What ends up happening is that her father is a responsible adult who is short-sighted. He is approached, in front of her, by a messenger about Maur invading the lands, and then marches off!

He does the equivalent of coming into the house with a friend who is saying “Dude your dog just ran out of the house” and says “I’ll deal with it after work” then leaves the car with the keys in reach of a dog-loving child who just learned how to drive.

There is nothing stopping her, including her father, from going and fighting something she should never have taken on alone. In fact, he doesn’t even tell her not to go! This idiot knows she runs off to slay dragons and doesn’t say “Honey, wait for us to get back. Do not, I forbid you, do not, let me repeat that, do not go fight Maur.” he doesn’t even slightly say that.

The idiot says he’ll take care of it when he gets home but downplays the problem saying that the war is the bigger problem and the villagers can come live in the castle until he’s dealt with it. Come on man! Aerin is Obviously going to go! You just told her she can’t have an adventure that matters to the kingdom and then fed her one on a silver platter!

This is, for all symbolic purposes, the rebellion of youth. No, you can’t go drive the car, so they go drive the car. No, you can’t go to your friends house, so they sneak out. The problem is that there was no “no” in this case.

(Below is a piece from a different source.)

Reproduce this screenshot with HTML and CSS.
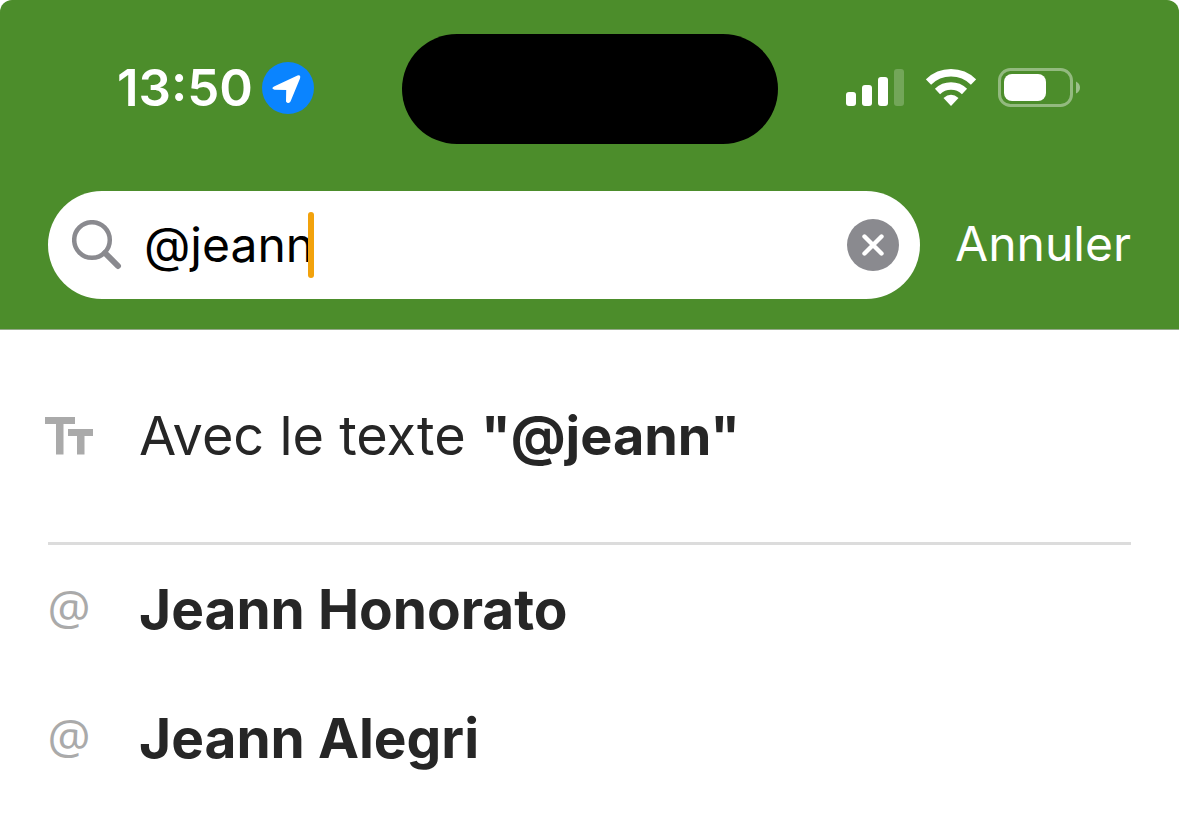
FILE: index.html
```html
<!DOCTYPE html>
<html lang="fr">
<head>
<meta charset="utf-8">
<meta name="viewport" content="width=device-width, initial-scale=1">
<title>Recherche</title>
<link rel="stylesheet" href="styles.css">
</head>
<body>
<header class="header">
  <div class="status-bar">
    <div class="status-left">
      <time class="clock">13:50</time>
      <svg class="location" viewBox="0 0 52 52" aria-hidden="true"><circle cx="26" cy="26" r="26" fill="#0a84ff"/><path d="M12 24.500 35.500 13.500Q39 12.500 38 16.500L28.500 39.500Q26 42.500 24 39.500L24.200 28 12.500 27.800Q8.500 26.500 12 24.500Z" fill="#fff"/></svg>
    </div>
    <div class="island"></div>
    <div class="status-right">
      <svg class="signal" viewBox="0 0 58 38" aria-hidden="true" fill="#fff"><rect y="23" width="10" height="14" rx="3"/><rect x="16" y="16" width="10" height="21" rx="3"/><rect x="32" y="8" width="10" height="29" rx="3"/><rect x="48" width="10" height="37" rx="3" opacity=".22"/></svg>
      <svg class="wifi" viewBox="0 0 50 38" aria-hidden="true"><path d="M2.500 13A32 32 0 0 1 47.500 13M11.500 22.500A19.500 19.500 0 0 1 38.500 22.500" fill="none" stroke="#fff" stroke-width="7.400"/><path d="M17.500 29Q25 22.500 32.500 29L25 37Z" fill="#fff"/></svg>
      <svg class="battery" viewBox="0 0 83 40" aria-hidden="true"><rect x="1.500" y="1.500" width="72" height="36" rx="11" fill="none" stroke="#fff" stroke-opacity=".4" stroke-width="3"/><rect x="6" y="6" width="42" height="27" rx="8" fill="#fff"/><path d="M78 13.500Q82 15.500 82 19.500T78 25.500Z" fill="#fff" opacity=".45"/></svg>
    </div>
  </div>
  <form class="search-bar" role="search">
    <div class="search-field">
      <svg class="magnifier" viewBox="0 0 50 50" aria-hidden="true" fill="none" stroke="#8a8a8f" stroke-width="4.500"><circle cx="20" cy="20" r="17.800"/><path d="M33 33 46 46" stroke-width="6" stroke-linecap="round"/></svg>
      <div class="entry">
        <input class="query" type="text" value="@jeann" size="6" aria-label="Rechercher">
        <span class="caret"></span>
      </div>
      <button class="clear" type="button" aria-label="Effacer">
        <svg class="cross" viewBox="0 0 52 52" aria-hidden="true"><circle cx="26" cy="26" r="26" fill="#8a8a8f"/><path d="M17.500 17.500 34.500 34.500M34.500 17.500 17.500 34.500" stroke="#fff" stroke-width="4.400" stroke-linecap="round"/></svg>
      </button>
    </div>
    <button class="cancel" type="button">Annuler</button>
  </form>
</header>
<main class="results">
  <button class="result result-text" type="button">
    <svg class="result-icon" viewBox="0 0 48 38" aria-hidden="true" fill="#aaa"><path d="M0 0H30V7H18.500V37.500H11V7H0ZM23 12H48V19H39.500V37.500H32V19H23Z"/></svg>
    <span class="label">Avec le texte <b>"@jeann"</b></span>
  </button>
  <hr class="divider">
  <button class="result" type="button">
    <span class="result-icon at">@</span>
    <b class="label name">Jeann Honorato</b>
  </button>
  <button class="result" type="button">
    <span class="result-icon at">@</span>
    <b class="label name">Jeann Alegri</b>
  </button>
</main>
</body>
</html>
```

FILE: styles.css
```css
* { box-sizing: border-box; }
body {
  margin: 0;
  background: #fff;
  color: #262626;
  font-family: Inter, "Liberation Sans", sans-serif;
}
button, input { font: inherit; color: inherit; border: 0; padding: 0; margin: 0; background: none; }
svg { display: block; flex: none; }

.header {
  padding: 34px 48px 30px;
  background: #4c8d2b;
  border-bottom: 1px solid #94a98a;
  border-radius: 12px 12px 0 0;
}
.status-bar {
  display: grid;
  grid-template-columns: 1fr auto 1fr;
  align-items: center;
}
.status-left { display: flex; align-items: center; gap: 9px; padding: 0 0 2px 69px; }
.clock { color: #fff; font-size: 51px; font-weight: 600; line-height: 60px; }
.location { width: 52px; height: 52px; }
.island { width: 376px; height: 110px; border-radius: 55px; background: #000; }
.status-right { display: flex; align-items: center; justify-content: flex-end; gap: 22px; padding: 0 50px 2px 0; }
.signal { width: 58px; height: 38px; }
.wifi { width: 50px; height: 38px; }
.battery { width: 83px; height: 40px; }

.search-bar { display: flex; align-items: center; gap: 35px; margin-top: 47px; }
.search-field {
  flex: 1;
  display: flex;
  align-items: center;
  gap: 22px;
  height: 108px;
  padding: 0 21px 0 24px;
  border-radius: 54px;
  background: #fff;
}
.magnifier { width: 50px; height: 50px; }
.entry { flex: 1; display: flex; align-items: center; }
.query { field-sizing: content; color: #000; font-size: 48px; line-height: 60px; outline: none; }
.caret { width: 6px; height: 66px; margin-left: -6px; border-radius: 3px; background: #f2a20c; z-index: 1; }
.cross { width: 52px; height: 52px; }
.cancel { padding-bottom: 2px; color: #fff; font-size: 48px; line-height: 60px; }

.result {
  display: flex;
  align-items: center;
  gap: 46px;
  width: 100%;
  padding: 29px 45px 30px;
  text-align: left;
}
.result-text { padding-top: 71px; padding-bottom: 71px; }
.result-icon { flex: none; width: 48px; }
.at { padding-bottom: 4px; color: #aaa; font-family: "Open Sans", "Noto Sans", sans-serif; font-size: 48px; font-weight: 500; line-height: 60px; text-align: center; }
.label { font-size: 54px; line-height: 70px; }
.name { font-size: 55px; }
.divider { height: 3px; margin: 0 48px; border: 0; background: #dcdcdc; }
```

Maur could represent many things, but the thing I find the most fitting is the need to fit in with society. Fighting Maur is like finding music, anime, or movies that people like, playing football, using make-up, shopping at the right places, the self-imposed isolationists, the poets, the artists, the fancy shoes they’d die without, all culminating into the social pressure to fit in.

During the fight she loses her ability to work, she loses her hair she’s grown to the floor, she’s broken, defeated, and it reminds me of someone struggling with depression, or mental health or behavioral disorder. She has to grow a new identity after that.

After slaying Maur, she’s reminded of him through the mounting of his head which is displayed in the dining hall. It’s like the way people will say to a person struggling with an eating disorder “oh you’re so pretty and thin” after they’ve started to finally gain weight and recover, or during the depths of their spiral.

She’s taken away from that, falls in love with a teacher figure who shows her how to love herself and accept herself, and may also never have existed. That whole section of the book stinks of symbology so bad it made me question long and hard if it was because she was already dead.

If you’re curious about the symbology, I’d just skip to Part Two of the book and read from there however.

The Writing

The writing is a lot of showing and not telling. I think it is part of the pendulum of style which swayed our current preference towards showing given how telling it is.

The voice of the story is somewhere between points of view, not always in everyone’s head, but often not in one head at all. It also skips long periods of time in sentences, so grasping age and time is a challenge. Getting engaged is a challenge too because of that.

It isn’t my favorite style of writing and it was a challenge to get through. It kept pulling me out of the story due to the writing style.

I’d suggest previewing it before you commit. It also doesn’t really get good until after the first part is over, so you may want to skip it. That whole thing is just basically about how she’s outcast in one way or another.

Have you read it?

If you have ever read the book what are your thoughts?